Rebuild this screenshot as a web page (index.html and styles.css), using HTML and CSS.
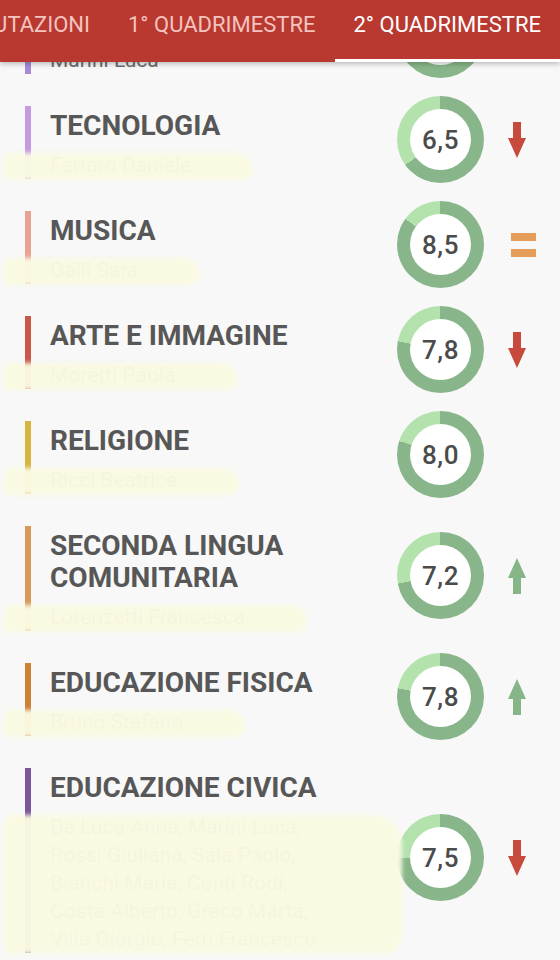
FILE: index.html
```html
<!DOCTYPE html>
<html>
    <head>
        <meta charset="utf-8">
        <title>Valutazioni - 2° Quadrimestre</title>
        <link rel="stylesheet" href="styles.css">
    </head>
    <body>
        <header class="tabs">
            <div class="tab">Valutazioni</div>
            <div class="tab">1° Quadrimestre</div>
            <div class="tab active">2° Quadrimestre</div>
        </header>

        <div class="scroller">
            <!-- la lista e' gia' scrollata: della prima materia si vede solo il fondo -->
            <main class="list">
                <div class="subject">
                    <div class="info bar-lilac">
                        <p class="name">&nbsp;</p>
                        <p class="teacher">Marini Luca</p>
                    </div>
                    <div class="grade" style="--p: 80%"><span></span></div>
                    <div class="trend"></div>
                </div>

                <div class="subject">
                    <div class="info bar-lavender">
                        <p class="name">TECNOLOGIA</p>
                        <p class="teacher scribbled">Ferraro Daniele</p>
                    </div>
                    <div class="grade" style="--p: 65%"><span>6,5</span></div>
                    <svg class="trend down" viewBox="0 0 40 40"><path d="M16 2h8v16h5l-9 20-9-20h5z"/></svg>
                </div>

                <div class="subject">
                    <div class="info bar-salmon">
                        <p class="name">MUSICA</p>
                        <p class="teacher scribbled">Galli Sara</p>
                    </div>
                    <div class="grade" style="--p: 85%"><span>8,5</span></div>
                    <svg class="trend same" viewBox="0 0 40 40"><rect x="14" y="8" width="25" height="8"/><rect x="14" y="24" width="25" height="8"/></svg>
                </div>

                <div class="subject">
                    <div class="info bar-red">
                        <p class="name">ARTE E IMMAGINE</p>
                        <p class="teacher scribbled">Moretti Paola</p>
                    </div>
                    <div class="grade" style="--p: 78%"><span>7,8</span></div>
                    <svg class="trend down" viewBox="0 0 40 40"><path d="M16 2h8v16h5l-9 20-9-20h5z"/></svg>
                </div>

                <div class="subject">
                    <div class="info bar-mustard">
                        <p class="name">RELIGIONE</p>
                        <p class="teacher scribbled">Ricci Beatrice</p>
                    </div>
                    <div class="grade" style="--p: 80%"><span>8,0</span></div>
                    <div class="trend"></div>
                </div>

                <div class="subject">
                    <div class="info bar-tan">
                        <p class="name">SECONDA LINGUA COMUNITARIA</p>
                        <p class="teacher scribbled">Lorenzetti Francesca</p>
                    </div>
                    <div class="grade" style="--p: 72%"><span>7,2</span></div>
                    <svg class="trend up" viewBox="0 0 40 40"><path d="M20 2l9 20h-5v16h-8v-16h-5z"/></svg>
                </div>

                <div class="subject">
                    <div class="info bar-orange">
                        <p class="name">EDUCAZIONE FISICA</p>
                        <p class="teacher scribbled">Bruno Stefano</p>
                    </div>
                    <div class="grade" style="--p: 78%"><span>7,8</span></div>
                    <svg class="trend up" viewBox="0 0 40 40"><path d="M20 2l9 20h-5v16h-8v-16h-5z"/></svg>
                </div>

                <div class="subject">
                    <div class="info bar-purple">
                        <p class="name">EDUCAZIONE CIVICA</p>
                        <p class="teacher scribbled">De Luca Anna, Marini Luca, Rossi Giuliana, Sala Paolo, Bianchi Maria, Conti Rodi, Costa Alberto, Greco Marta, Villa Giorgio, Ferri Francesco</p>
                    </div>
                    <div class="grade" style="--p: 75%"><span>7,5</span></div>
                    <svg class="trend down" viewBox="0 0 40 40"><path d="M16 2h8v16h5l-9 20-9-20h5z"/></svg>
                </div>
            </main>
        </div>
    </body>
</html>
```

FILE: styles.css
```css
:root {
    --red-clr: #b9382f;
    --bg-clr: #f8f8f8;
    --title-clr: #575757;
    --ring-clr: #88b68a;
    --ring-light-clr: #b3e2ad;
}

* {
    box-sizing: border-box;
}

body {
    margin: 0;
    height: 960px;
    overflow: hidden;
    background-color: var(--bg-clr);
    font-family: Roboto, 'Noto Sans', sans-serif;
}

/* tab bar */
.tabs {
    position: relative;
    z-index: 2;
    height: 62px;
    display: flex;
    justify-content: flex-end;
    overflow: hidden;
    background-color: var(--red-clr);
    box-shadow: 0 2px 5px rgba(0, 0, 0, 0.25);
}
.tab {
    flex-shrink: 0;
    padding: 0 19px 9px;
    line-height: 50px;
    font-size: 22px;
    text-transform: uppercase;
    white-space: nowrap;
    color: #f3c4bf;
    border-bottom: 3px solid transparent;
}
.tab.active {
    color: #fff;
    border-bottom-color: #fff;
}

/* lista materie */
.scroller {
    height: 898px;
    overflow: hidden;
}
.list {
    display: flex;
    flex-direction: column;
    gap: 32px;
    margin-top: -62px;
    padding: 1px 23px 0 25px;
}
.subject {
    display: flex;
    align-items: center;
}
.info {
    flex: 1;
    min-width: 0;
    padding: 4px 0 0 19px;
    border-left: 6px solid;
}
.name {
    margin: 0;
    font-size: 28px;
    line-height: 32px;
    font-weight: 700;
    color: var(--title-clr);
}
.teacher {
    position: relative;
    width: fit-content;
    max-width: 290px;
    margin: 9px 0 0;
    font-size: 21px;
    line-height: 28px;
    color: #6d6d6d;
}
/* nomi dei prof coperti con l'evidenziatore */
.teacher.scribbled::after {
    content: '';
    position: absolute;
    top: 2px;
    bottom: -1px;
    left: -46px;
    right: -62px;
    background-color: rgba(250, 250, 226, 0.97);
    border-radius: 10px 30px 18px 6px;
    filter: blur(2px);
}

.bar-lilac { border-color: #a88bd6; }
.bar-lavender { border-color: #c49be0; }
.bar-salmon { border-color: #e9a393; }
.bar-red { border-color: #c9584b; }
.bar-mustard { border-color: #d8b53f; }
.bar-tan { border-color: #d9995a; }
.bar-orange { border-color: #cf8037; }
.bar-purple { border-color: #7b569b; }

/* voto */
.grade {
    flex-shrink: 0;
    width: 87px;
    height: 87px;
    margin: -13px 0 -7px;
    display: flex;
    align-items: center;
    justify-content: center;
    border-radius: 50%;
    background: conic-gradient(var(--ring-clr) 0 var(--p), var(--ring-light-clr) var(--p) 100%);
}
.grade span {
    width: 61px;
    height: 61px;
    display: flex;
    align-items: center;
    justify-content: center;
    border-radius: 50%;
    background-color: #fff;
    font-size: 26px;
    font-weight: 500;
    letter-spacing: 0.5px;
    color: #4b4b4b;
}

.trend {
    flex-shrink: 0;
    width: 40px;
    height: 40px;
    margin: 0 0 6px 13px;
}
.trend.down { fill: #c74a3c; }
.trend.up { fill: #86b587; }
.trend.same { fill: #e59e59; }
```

+ + + +

◆ Stated goal: Copy out the whole listing exactly, and don't carry over any pictures.

◆ Written answer:
Rebuild this screenshot as a web page (index.html and styles.css), using HTML and CSS.
FILE: index.html
```html
<!DOCTYPE html>
<html>
    <head>
        <meta charset="utf-8">
        <title>Valutazioni - 2° Quadrimestre</title>
        <link rel="stylesheet" href="styles.css">
    </head>
    <body>
        <header class="tabs">
            <div class="tab">Valutazioni</div>
            <div class="tab">1° Quadrimestre</div>
            <div class="tab active">2° Quadrimestre</div>
        </header>

        <div class="scroller">
            <!-- la lista e' gia' scrollata: della prima materia si vede solo il fondo -->
            <main class="list">
                <div class="subject">
                    <div class="info bar-lilac">
                        <p class="name">&nbsp;</p>
                        <p class="teacher">Marini Luca</p>
                    </div>
                    <div class="grade" style="--p: 80%"><span></span></div>
                    <div class="trend"></div>
                </div>

                <div class="subject">
                    <div class="info bar-lavender">
                        <p class="name">TECNOLOGIA</p>
                        <p class="teacher scribbled">Ferraro Daniele</p>
                    </div>
                    <div class="grade" style="--p: 65%"><span>6,5</span></div>
                    <svg class="trend down" viewBox="0 0 40 40"><path d="M16 2h8v16h5l-9 20-9-20h5z"/></svg>
                </div>

                <div class="subject">
                    <div class="info bar-salmon">
                        <p class="name">MUSICA</p>
                        <p class="teacher scribbled">Galli Sara</p>
                    </div>
                    <div class="grade" style="--p: 85%"><span>8,5</span></div>
                    <svg class="trend same" viewBox="0 0 40 40"><rect x="14" y="8" width="25" height="8"/><rect x="14" y="24" width="25" height="8"/></svg>
                </div>

                <div class="subject">
                    <div class="info bar-red">
                        <p class="name">ARTE E IMMAGINE</p>
                        <p class="teacher scribbled">Moretti Paola</p>
                    </div>
                    <div class="grade" style="--p: 78%"><span>7,8</span></div>
                    <svg class="trend down" viewBox="0 0 40 40"><path d="M16 2h8v16h5l-9 20-9-20h5z"/></svg>
                </div>

                <div class="subject">
                    <div class="info bar-mustard">
                        <p class="name">RELIGIONE</p>
                        <p class="teacher scribbled">Ricci Beatrice</p>
                    </div>
                    <div class="grade" style="--p: 80%"><span>8,0</span></div>
                    <div class="trend"></div>
                </div>

                <div class="subject">
                    <div class="info bar-tan">
                        <p class="name">SECONDA LINGUA COMUNITARIA</p>
                        <p class="teacher scribbled">Lorenzetti Francesca</p>
                    </div>
                    <div class="grade" style="--p: 72%"><span>7,2</span></div>
                    <svg class="trend up" viewBox="0 0 40 40"><path d="M20 2l9 20h-5v16h-8v-16h-5z"/></svg>
                </div>

                <div class="subject">
                    <div class="info bar-orange">
                        <p class="name">EDUCAZIONE FISICA</p>
                        <p class="teacher scribbled">Bruno Stefano</p>
                    </div>
                    <div class="grade" style="--p: 78%"><span>7,8</span></div>
                    <svg class="trend up" viewBox="0 0 40 40"><path d="M20 2l9 20h-5v16h-8v-16h-5z"/></svg>
                </div>

                <div class="subject">
                    <div class="info bar-purple">
                        <p class="name">EDUCAZIONE CIVICA</p>
                        <p class="teacher scribbled">De Luca Anna, Marini Luca, Rossi Giuliana, Sala Paolo, Bianchi Maria, Conti Rodi, Costa Alberto, Greco Marta, Villa Giorgio, Ferri Francesco</p>
                    </div>
                    <div class="grade" style="--p: 75%"><span>7,5</span></div>
                    <svg class="trend down" viewBox="0 0 40 40"><path d="M16 2h8v16h5l-9 20-9-20h5z"/></svg>
                </div>
            </main>
        </div>
    </body>
</html>
```

FILE: styles.css
```css
:root {
    --red-clr: #b9382f;
    --bg-clr: #f8f8f8;
    --title-clr: #575757;
    --ring-clr: #88b68a;
    --ring-light-clr: #b3e2ad;
}

* {
    box-sizing: border-box;
}

body {
    margin: 0;
    height: 960px;
    overflow: hidden;
    background-color: var(--bg-clr);
    font-family: Roboto, 'Noto Sans', sans-serif;
}

/* tab bar */
.tabs {
    position: relative;
    z-index: 2;
    height: 62px;
    display: flex;
    justify-content: flex-end;
    overflow: hidden;
    background-color: var(--red-clr);
    box-shadow: 0 2px 5px rgba(0, 0, 0, 0.25);
}
.tab {
    flex-shrink: 0;
    padding: 0 19px 9px;
    line-height: 50px;
    font-size: 22px;
    text-transform: uppercase;
    white-space: nowrap;
    color: #f3c4bf;
    border-bottom: 3px solid transparent;
}
.tab.active {
    color: #fff;
    border-bottom-color: #fff;
}

/* lista materie */
.scroller {
    height: 898px;
    overflow: hidden;
}
.list {
    display: flex;
    flex-direction: column;
    gap: 32px;
    margin-top: -62px;
    padding: 1px 23px 0 25px;
}
.subject {
    display: flex;
    align-items: center;
}
.info {
    flex: 1;
    min-width: 0;
    padding: 4px 0 0 19px;
    border-left: 6px solid;
}
.name {
    margin: 0;
    font-size: 28px;
    line-height: 32px;
    font-weight: 700;
    color: var(--title-clr);
}
.teacher {
    position: relative;
    width: fit-content;
    max-width: 290px;
    margin: 9px 0 0;
    font-size: 21px;
    line-height: 28px;
    color: #6d6d6d;
}
/* nomi dei prof coperti con l'evidenziatore */
.teacher.scribbled::after {
    content: '';
    position: absolute;
    top: 2px;
    bottom: -1px;
    left: -46px;
    right: -62px;
    background-color: rgba(250, 250, 226, 0.97);
    border-radius: 10px 30px 18px 6px;
    filter: blur(2px);
}

.bar-lilac { border-color: #a88bd6; }
.bar-lavender { border-color: #c49be0; }
.bar-salmon { border-color: #e9a393; }
.bar-red { border-color: #c9584b; }
.bar-mustard { border-color: #d8b53f; }
.bar-tan { border-color: #d9995a; }
.bar-orange { border-color: #cf8037; }
.bar-purple { border-color: #7b569b; }

/* voto */
.grade {
    flex-shrink: 0;
    width: 87px;
    height: 87px;
    margin: -13px 0 -7px;
    display: flex;
    align-items: center;
    justify-content: center;
    border-radius: 50%;
    background: conic-gradient(var(--ring-clr) 0 var(--p), var(--ring-light-clr) var(--p) 100%);
}
.grade span {
    width: 61px;
    height: 61px;
    display: flex;
    align-items: center;
    justify-content: center;
    border-radius: 50%;
    background-color: #fff;
    font-size: 26px;
    font-weight: 500;
    letter-spacing: 0.5px;
    color: #4b4b4b;
}

.trend {
    flex-shrink: 0;
    width: 40px;
    height: 40px;
    margin: 0 0 6px 13px;
}
.trend.down { fill: #c74a3c; }
.trend.up { fill: #86b587; }
.trend.same { fill: #e59e59; }
```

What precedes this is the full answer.